Akron v. Lorenzo (Sep. 26, 2001), Summit App. No. 20475, unreported.
Here, Bozic stated the following to police: "You fucking Akron police, you're a bunch of pussies, you got the wrong people, this is fucking bullshit," "You fucking Akron police, you never do anything * * * it's fucking bullshit."  When asked to disperse, Bozic continued a string of expletives. To the last such order, made after Bozic's outrageous behavior caused the crowd to form again after it was largely dispersed by police, Bozic offered "Fuck you," whereupon she was arrested.
Bozic's antics were a spark that reignited an already dispersed crowd. The First Amendment does not protect fighting words that incite a potential riot or constitute attacks against police.
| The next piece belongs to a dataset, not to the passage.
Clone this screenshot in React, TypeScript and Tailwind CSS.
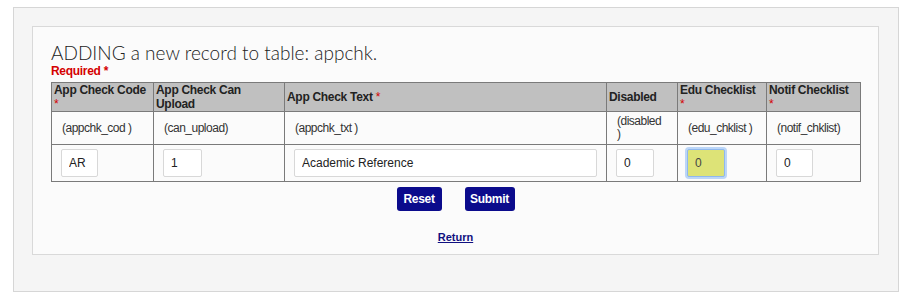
import { Fragment } from "react";

const cols = [
  { label: "App Check Code", req: true, reqBreak: true, field: ["(appchk_cod )"], value: "AR", w: 102, iw: "w-[37px]" },
  { label: "App Check Can Upload", req: false, reqBreak: false, field: ["(can_upload)"], value: "1", w: 131, iw: "w-[39px]" },
  { label: "App Check Text", req: true, reqBreak: false, field: ["(appchk_txt )"], value: "Academic Reference", w: 322, iw: "w-[303px]" },
  { label: "Disabled", req: false, reqBreak: false, field: ["(disabled", ")"], value: "0", w: 71, iw: "w-[38px]" },
  { label: "Edu Checklist", req: true, reqBreak: true, field: ["(edu_chklist )"], value: "0", w: 89, iw: "w-[38px]" },
  { label: "Notif Checklist", req: true, reqBreak: true, field: ["(notif_chklist)"], value: "0", w: 94, iw: "w-[37px]" },
];

export default function App() {
  return (
    <div className="w-[906px] h-[299px] bg-white pt-[7px] pl-[13px] font-['Liberation_Sans',Arial,sans-serif]">
      <div className="w-[886px] h-[285px] bg-[#f5f5f5] border border-[#d6d6d6] pt-[18px] pl-[18px]">
        <div className="w-[847px] h-[229px] bg-[#fbfbfb] border border-[#d9d9d9] px-[18px] pt-[15px]">
          <h1 className="font-['Lato',sans-serif] font-light text-[19px] leading-[22px] text-[#222]">
            ADDING a new record to table: appchk.
          </h1>
          <p className="text-[#d40000] text-[12px] font-bold leading-[14px] tracking-[-0.3px] mb-[4px]">Required *</p>
          <table className="table-fixed border-collapse w-[809px] text-[#222]">
            <colgroup>
              {cols.map((c) => (
                <col key={c.label} style={{ width: c.w }} />
              ))}
            </colgroup>
            <thead>
              <tr className="bg-[#c0c0c0] h-[28px]">
                {cols.map((c) => (
                  <th
                    key={c.label}
                    className="border border-[#7a7a7a] px-[2px] py-0 text-left align-middle text-[12px] font-bold leading-[14px] tracking-[-0.3px]"
                  >
                    {c.label}
                    {c.req && (
                      <span className="text-[#d40000] font-normal">
                        {c.reqBreak ? <br /> : " "}*
                      </span>
                    )}
                  </th>
                ))}
              </tr>
            </thead>
            <tbody>
              <tr className="h-[33px]">
                {cols.map((c) => (
                  <td
                    key={c.label}
                    className="border border-[#7a7a7a] px-[10px] align-middle text-[12px] leading-[13px] tracking-[-0.5px] text-[#333] whitespace-nowrap"
                  >
                    {c.field.map((line, j) => (
                      <Fragment key={j}>
                        {j > 0 && <br />}
                        {line}
                      </Fragment>
                    ))}
                  </td>
                ))}
              </tr>
              <tr className="h-[37px]">
                {cols.map((c, i) => (
                  <td key={c.label} className="border border-[#7a7a7a] px-[9px] align-middle">
                    <input
                      readOnly
                      value={c.value}
                      className={
                        i === 4
                          ? `${c.iw} h-[28px] rounded-[2px] border border-[#8fb8ee] bg-[#dde377] px-[7px] text-[12px] text-[#444] outline-none shadow-[0_0_0_2px_#bcd6f7]`
                          : `${c.iw} h-[28px] rounded-[2px] border border-[#d8d8d8] bg-white px-[7px] text-[12px] text-[#222] outline-none`
                      }
                    />
                  </td>
                ))}
              </tr>
            </tbody>
          </table>
          <div className="flex justify-center gap-[23px] mt-[5px]">
            <button className="w-[45px] h-[24px] rounded-[3px] bg-[#0b0b8c] text-white text-[12px] font-bold tracking-[-0.3px]">
              Reset
            </button>
            <button className="w-[50px] h-[24px] rounded-[3px] bg-[#0b0b8c] text-white text-[12px] font-bold tracking-[-0.3px]">
              Submit
            </button>
          </div>
          <div className="flex justify-center mt-[20px]">
            <a href="#" className="text-[11px] font-bold text-[#101080] underline leading-[12px]">
              Return
            </a>
          </div>
        </div>
      </div>
    </div>
  );
}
Given the foregoing discussion, this Court concludes that the trial court's finding of guilt was supported by sufficient evidence. Accordingly, the sole assignment of error is overruled.
The Court finds that there were reasonable grounds for this appeal.
We order that a special mandate issue out of this Court, directing the Akron Municipal Court, County of Summit, State of Ohio, to carry this judgment into execution. A certified copy of this journal entry shall constitute the mandate, pursuant to App.R. 27.
Immediately upon the filing hereof, this document shall constitute the journal entry of judgment, and it shall be file stamped by the Clerk of the Court of Appeals at which time the period for review shall begin to run. App.R. 22(E).
Costs taxed to Appellant.
DONNA J. CARR, BATCHELDER, P.J., SLABY, J. CONCUR.